### WHAT TO PRODUCE
Quote verbatim everything from the line containing "Generate a component" down to the line containing "const colWidths = [141, 142, 142, 149];", with both of those lines included and no others.

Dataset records

_ _ _ _ _

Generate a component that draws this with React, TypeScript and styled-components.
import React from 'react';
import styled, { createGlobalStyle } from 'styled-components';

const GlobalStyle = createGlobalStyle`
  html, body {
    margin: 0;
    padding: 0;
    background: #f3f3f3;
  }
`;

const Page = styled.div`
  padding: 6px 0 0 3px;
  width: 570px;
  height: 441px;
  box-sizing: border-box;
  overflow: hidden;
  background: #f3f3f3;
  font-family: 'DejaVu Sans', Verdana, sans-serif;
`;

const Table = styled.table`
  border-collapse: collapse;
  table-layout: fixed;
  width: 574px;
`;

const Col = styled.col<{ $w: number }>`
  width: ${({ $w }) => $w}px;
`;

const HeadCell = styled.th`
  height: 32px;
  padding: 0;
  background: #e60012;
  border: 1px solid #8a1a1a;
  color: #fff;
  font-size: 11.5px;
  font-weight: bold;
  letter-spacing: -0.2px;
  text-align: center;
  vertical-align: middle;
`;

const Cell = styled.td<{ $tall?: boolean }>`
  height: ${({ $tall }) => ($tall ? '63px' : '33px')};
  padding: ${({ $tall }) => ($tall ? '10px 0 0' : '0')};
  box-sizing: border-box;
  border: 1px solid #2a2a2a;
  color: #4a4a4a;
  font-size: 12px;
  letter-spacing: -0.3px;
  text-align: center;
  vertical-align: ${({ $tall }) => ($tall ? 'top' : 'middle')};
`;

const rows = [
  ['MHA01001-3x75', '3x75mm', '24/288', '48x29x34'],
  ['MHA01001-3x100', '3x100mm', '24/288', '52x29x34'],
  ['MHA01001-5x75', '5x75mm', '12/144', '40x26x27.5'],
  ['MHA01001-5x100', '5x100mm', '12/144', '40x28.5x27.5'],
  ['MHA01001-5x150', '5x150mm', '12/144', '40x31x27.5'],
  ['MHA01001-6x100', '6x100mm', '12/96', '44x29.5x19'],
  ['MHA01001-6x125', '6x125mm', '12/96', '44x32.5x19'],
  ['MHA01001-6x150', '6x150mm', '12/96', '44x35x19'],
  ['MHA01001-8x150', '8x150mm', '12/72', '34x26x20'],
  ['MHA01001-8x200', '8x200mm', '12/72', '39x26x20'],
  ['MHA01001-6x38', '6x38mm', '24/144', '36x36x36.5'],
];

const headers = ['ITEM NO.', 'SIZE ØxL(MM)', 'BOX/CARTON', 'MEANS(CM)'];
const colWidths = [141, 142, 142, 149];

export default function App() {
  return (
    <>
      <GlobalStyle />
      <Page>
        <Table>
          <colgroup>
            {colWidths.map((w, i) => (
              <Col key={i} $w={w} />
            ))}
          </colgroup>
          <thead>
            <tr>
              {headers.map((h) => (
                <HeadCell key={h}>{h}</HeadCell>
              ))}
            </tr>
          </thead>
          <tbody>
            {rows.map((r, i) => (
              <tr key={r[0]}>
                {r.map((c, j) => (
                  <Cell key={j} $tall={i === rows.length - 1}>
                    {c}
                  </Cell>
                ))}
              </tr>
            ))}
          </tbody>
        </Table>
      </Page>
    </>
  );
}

_ _ _ _ _

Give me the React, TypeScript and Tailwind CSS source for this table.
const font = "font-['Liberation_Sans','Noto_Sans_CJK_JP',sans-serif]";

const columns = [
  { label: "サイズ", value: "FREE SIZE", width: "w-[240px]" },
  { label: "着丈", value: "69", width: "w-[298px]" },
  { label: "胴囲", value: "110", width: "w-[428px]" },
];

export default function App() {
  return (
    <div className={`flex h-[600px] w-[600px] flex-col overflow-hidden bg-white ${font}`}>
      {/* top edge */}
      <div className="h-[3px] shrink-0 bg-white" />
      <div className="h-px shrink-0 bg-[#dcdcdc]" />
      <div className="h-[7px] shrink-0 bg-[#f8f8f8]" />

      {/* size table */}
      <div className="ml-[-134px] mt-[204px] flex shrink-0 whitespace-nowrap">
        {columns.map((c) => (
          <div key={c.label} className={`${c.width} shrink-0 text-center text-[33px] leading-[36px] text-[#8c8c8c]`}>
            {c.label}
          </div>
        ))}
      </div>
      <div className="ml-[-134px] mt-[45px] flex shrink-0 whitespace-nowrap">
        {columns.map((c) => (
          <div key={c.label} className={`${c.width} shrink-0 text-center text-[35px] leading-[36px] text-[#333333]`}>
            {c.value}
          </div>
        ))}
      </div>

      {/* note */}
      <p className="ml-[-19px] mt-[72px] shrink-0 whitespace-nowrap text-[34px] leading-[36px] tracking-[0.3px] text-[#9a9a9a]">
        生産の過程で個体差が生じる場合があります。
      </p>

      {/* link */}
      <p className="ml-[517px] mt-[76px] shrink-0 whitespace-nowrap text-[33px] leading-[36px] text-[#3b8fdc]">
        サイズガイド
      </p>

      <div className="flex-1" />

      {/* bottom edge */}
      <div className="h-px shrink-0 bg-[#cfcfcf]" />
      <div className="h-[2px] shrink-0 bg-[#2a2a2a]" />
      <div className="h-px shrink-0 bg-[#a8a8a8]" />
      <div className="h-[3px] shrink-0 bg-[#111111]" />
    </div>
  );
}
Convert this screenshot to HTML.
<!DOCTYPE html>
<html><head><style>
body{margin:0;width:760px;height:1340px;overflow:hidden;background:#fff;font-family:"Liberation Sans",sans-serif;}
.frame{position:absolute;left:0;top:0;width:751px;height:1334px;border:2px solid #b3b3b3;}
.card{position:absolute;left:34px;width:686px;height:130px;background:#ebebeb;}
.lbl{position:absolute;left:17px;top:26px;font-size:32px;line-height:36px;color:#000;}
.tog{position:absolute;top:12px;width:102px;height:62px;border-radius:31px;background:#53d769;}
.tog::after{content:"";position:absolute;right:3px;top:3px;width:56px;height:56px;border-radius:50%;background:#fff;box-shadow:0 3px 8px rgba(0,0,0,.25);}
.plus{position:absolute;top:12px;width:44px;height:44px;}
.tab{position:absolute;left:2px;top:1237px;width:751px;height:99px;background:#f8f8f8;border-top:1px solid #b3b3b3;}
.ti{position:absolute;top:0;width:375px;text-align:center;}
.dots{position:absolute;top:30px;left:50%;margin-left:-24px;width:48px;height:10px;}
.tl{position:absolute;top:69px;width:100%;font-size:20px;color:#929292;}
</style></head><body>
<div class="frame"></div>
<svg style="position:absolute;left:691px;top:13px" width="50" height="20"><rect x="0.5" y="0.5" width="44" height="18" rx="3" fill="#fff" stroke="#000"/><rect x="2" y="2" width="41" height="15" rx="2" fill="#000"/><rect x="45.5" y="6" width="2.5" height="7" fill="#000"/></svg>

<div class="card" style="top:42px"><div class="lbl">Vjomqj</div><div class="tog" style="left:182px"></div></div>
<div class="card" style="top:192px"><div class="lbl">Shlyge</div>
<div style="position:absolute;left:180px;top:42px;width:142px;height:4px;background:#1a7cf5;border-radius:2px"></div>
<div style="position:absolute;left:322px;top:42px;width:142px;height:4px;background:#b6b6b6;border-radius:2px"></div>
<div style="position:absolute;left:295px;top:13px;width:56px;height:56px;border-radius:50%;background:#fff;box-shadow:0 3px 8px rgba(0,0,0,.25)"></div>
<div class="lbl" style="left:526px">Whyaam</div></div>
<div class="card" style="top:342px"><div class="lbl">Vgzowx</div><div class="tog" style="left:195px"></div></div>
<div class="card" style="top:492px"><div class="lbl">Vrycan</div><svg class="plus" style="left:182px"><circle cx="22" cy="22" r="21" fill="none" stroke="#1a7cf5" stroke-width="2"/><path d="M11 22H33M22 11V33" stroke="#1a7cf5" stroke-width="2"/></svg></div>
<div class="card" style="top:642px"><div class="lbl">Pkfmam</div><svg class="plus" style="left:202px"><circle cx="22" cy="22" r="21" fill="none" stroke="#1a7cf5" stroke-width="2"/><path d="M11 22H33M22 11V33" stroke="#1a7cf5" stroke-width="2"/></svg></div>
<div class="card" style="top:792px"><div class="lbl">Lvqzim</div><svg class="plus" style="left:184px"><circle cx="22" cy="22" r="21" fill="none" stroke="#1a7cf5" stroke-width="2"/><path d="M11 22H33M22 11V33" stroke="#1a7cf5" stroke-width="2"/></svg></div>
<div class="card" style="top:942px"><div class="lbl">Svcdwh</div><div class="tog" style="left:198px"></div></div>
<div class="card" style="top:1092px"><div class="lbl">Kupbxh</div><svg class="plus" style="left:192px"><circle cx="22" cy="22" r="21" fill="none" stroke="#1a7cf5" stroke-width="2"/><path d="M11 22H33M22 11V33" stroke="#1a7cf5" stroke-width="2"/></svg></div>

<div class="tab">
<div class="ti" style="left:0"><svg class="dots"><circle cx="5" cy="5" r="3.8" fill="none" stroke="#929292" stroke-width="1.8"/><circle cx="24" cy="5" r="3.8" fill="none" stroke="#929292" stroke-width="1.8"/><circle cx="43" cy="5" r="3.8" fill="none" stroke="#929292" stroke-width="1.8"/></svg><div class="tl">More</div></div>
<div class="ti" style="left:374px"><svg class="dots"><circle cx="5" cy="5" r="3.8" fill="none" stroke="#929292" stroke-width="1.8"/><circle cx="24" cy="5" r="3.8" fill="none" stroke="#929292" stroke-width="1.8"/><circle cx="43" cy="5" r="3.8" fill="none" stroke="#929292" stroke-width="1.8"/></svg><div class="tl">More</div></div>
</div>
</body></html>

_ _ _ _ _

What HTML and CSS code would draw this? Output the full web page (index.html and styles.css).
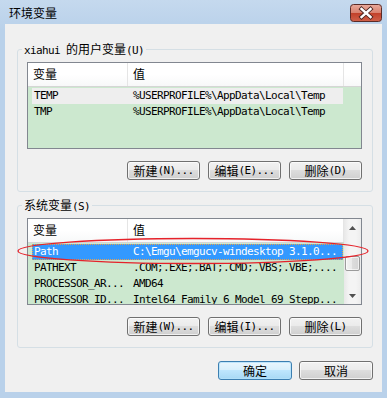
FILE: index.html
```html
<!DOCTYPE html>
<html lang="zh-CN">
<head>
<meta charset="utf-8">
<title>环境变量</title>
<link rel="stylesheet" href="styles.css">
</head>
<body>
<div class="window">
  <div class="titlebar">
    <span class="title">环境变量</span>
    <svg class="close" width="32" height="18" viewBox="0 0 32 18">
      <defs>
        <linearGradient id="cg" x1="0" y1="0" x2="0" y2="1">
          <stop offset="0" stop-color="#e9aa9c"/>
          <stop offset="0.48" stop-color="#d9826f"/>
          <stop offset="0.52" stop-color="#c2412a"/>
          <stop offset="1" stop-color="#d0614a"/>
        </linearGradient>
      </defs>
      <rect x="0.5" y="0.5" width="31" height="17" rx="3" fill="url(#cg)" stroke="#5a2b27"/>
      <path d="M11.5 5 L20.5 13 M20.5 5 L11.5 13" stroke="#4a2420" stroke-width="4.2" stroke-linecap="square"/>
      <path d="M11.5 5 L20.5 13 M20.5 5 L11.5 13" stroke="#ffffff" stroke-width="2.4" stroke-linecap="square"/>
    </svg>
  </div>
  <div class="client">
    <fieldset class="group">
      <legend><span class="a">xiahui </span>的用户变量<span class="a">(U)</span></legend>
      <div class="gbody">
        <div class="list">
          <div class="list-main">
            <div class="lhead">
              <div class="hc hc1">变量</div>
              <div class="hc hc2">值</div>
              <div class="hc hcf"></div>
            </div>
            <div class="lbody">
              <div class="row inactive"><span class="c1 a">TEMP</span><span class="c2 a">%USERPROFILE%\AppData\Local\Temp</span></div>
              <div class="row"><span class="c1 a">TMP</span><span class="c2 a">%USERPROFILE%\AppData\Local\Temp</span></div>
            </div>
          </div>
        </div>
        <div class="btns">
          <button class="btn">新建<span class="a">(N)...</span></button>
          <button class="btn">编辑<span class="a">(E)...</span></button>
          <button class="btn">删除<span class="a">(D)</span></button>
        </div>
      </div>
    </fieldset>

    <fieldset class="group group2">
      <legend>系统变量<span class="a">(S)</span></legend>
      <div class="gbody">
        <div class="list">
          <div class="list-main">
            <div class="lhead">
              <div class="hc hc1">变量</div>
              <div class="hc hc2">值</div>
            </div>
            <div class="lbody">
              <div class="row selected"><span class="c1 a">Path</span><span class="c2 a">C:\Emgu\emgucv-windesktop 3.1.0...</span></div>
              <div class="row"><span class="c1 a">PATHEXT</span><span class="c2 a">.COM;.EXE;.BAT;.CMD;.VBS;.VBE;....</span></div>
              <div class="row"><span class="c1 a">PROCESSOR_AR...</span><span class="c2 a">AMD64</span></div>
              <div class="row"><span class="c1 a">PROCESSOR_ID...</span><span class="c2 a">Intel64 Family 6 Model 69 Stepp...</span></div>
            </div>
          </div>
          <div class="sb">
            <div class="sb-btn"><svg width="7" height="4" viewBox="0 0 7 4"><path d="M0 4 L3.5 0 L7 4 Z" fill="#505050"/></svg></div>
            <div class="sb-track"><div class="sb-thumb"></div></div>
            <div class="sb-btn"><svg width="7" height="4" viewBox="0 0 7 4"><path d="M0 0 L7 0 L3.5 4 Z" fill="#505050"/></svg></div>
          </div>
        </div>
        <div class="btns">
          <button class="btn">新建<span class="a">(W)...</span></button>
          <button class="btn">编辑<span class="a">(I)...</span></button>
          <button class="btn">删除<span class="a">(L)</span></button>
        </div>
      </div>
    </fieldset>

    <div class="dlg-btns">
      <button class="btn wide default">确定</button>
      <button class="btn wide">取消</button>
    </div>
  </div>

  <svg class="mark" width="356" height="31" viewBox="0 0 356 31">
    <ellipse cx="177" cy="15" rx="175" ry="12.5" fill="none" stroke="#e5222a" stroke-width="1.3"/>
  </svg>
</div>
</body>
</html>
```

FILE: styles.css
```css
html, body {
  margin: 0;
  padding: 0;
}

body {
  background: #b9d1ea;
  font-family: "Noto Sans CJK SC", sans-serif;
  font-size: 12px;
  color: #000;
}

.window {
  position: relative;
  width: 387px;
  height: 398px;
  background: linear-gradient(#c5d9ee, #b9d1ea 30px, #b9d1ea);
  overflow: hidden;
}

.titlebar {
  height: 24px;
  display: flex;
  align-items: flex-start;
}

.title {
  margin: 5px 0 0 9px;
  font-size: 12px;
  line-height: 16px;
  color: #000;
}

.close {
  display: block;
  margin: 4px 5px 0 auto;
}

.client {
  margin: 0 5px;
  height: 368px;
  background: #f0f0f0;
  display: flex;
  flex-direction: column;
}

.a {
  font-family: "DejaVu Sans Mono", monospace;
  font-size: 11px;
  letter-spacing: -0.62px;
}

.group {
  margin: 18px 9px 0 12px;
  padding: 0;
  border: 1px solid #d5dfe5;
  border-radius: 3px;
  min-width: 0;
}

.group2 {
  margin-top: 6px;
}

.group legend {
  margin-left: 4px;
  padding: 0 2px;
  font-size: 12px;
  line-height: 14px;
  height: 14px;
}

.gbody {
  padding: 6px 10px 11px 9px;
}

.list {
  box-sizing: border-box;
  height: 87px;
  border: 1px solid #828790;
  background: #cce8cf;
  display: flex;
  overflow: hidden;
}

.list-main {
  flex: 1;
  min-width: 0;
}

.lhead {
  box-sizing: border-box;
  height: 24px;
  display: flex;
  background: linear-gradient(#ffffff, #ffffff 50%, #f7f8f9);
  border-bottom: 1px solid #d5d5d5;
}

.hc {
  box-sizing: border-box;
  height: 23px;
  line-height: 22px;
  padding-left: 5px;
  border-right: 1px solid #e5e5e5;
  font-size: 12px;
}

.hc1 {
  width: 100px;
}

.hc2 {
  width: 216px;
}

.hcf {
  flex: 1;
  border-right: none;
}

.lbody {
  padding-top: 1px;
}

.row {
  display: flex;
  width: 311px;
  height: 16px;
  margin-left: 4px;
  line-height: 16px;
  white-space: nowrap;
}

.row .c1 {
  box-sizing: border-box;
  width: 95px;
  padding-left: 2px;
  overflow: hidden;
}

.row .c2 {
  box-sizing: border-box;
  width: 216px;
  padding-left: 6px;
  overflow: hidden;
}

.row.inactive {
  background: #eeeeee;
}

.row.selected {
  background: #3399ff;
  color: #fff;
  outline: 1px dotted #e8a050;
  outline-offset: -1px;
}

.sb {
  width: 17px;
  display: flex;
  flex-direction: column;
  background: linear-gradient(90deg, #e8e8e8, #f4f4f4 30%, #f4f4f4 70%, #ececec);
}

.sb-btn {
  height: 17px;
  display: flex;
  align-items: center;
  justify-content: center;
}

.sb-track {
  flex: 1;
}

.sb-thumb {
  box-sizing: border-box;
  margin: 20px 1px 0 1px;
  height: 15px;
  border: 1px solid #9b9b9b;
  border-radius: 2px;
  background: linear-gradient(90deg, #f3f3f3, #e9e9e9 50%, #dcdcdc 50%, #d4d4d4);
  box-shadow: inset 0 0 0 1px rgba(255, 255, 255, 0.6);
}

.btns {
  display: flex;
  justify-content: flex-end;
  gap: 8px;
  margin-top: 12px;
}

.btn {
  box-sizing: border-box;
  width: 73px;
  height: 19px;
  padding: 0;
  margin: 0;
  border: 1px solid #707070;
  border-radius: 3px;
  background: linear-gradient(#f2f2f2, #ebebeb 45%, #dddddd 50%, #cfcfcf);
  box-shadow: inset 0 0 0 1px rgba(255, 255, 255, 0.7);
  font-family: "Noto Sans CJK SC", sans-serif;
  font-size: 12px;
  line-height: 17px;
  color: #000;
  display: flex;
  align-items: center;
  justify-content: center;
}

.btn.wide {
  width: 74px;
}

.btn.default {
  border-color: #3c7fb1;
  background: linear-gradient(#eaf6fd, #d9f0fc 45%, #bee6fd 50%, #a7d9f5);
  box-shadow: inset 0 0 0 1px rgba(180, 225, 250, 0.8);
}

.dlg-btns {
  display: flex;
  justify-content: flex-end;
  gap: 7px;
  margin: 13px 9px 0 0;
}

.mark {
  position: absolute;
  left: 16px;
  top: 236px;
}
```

_ _ _ _ _

### ANSWER BELOW
Generate a component that draws this with React, TypeScript and styled-components.
import React from 'react';
import styled, { createGlobalStyle } from 'styled-components';

const GlobalStyle = createGlobalStyle`
  html, body {
    margin: 0;
    padding: 0;
    background: #f3f3f3;
  }
`;

const Page = styled.div`
  padding: 6px 0 0 3px;
  width: 570px;
  height: 441px;
  box-sizing: border-box;
  overflow: hidden;
  background: #f3f3f3;
  font-family: 'DejaVu Sans', Verdana, sans-serif;
`;

const Table = styled.table`
  border-collapse: collapse;
  table-layout: fixed;
  width: 574px;
`;

const Col = styled.col<{ $w: number }>`
  width: ${({ $w }) => $w}px;
`;

const HeadCell = styled.th`
  height: 32px;
  padding: 0;
  background: #e60012;
  border: 1px solid #8a1a1a;
  color: #fff;
  font-size: 11.5px;
  font-weight: bold;
  letter-spacing: -0.2px;
  text-align: center;
  vertical-align: middle;
`;

const Cell = styled.td<{ $tall?: boolean }>`
  height: ${({ $tall }) => ($tall ? '63px' : '33px')};
  padding: ${({ $tall }) => ($tall ? '10px 0 0' : '0')};
  box-sizing: border-box;
  border: 1px solid #2a2a2a;
  color: #4a4a4a;
  font-size: 12px;
  letter-spacing: -0.3px;
  text-align: center;
  vertical-align: ${({ $tall }) => ($tall ? 'top' : 'middle')};
`;

const rows = [
  ['MHA01001-3x75', '3x75mm', '24/288', '48x29x34'],
  ['MHA01001-3x100', '3x100mm', '24/288', '52x29x34'],
  ['MHA01001-5x75', '5x75mm', '12/144', '40x26x27.5'],
  ['MHA01001-5x100', '5x100mm', '12/144', '40x28.5x27.5'],
  ['MHA01001-5x150', '5x150mm', '12/144', '40x31x27.5'],
  ['MHA01001-6x100', '6x100mm', '12/96', '44x29.5x19'],
  ['MHA01001-6x125', '6x125mm', '12/96', '44x32.5x19'],
  ['MHA01001-6x150', '6x150mm', '12/96', '44x35x19'],
  ['MHA01001-8x150', '8x150mm', '12/72', '34x26x20'],
  ['MHA01001-8x200', '8x200mm', '12/72', '39x26x20'],
  ['MHA01001-6x38', '6x38mm', '24/144', '36x36x36.5'],
];

const headers = ['ITEM NO.', 'SIZE ØxL(MM)', 'BOX/CARTON', 'MEANS(CM)'];
const colWidths = [141, 142, 142, 149];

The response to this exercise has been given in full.